No vengo caminando, tampoco volando. Vengo en una conjunción
de ambas, trepado en un camión que deja mucho que desear por lo incómodo y por
lo inodoro. Contemplo el verde cafesino paisaje de los alrededores que anuncia
que me encuentro en una región que siempre me ha acompañado: la mixteca. Muchos
de sus habitantes, posiblemente por su mayor proximidad con la ciudad de México,
se han ido para allá. Dos de ellos fueron mis abuelos, uno fallecido en 2010,
la otra con más de 90 años de vida a la fecha. Por eso yo soy oaxaqueño, porque
mis raíces no están echadas ayer. La familia de mi padre, sabrá Dios cuánto
tiempo ha vivido en estas tierras que, sin embargo, parecen muy lejanas para
mí.
Yo crecí en la ciudad de Oaxaca y hacia allá me dirijo. Por
decisión estratégica o porque no les quedaba de otra, mis papás llegaron a
vivir a Oaxaca. Lo hicieron cuando yo tenía tres años y apenas conocía el
mundo. De mi niñez más lejana no recuerdo mucho y me siento afortunado de no
hacerlo. Pero lo importante es que ahí me quedé mucho tiempo, otra vez, por
decisión de mis padres o porque no me quedaba de otra. Estudié desde preescolar
hasta preparatoria en escuelas de la ciudad. Pero sabía que tarde o temprano
tendría que volver a donde nací: la ciudad de México.

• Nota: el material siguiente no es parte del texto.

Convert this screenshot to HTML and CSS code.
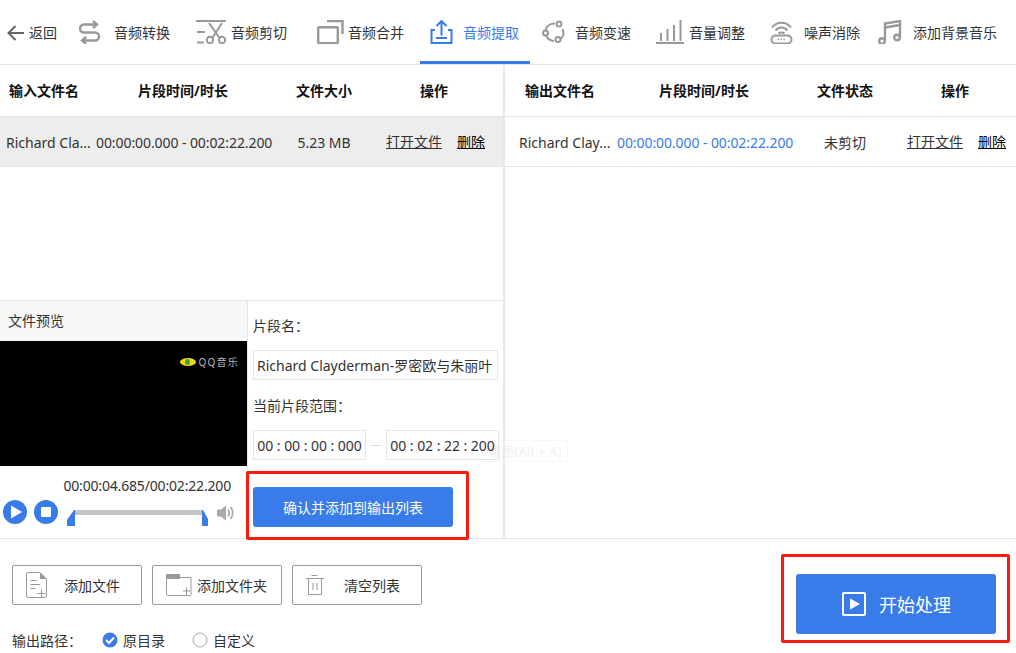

Hoy regreso como viajero infrecuente, tiene cinco meses que
no estoy en Oaxaca. Lo hago gustoso pero además lo hago sin nada que perder. Antes me dirigía pensando en agravios, en
nostalgias, en pasados, y hoy lo hago como quien invierte en un proyecto
totalmente nuevo. Algo, por así decirlo, como una apuesta. Ciertamente, no he
dejado de lado mi interés en mi
estado. Si no, no habría trabajado hasta
ahora dos años y medio en su gobierno desde la capital. Ahí también he
aprendido muchas cosas. He madurado aspectos de mi carácter que pensé, o no
pensé, que cederían algún día. Por eso vuelvo con convicciones, las que tanta
falta me hicieron en lo que yo defino como una adolescencia prolongada.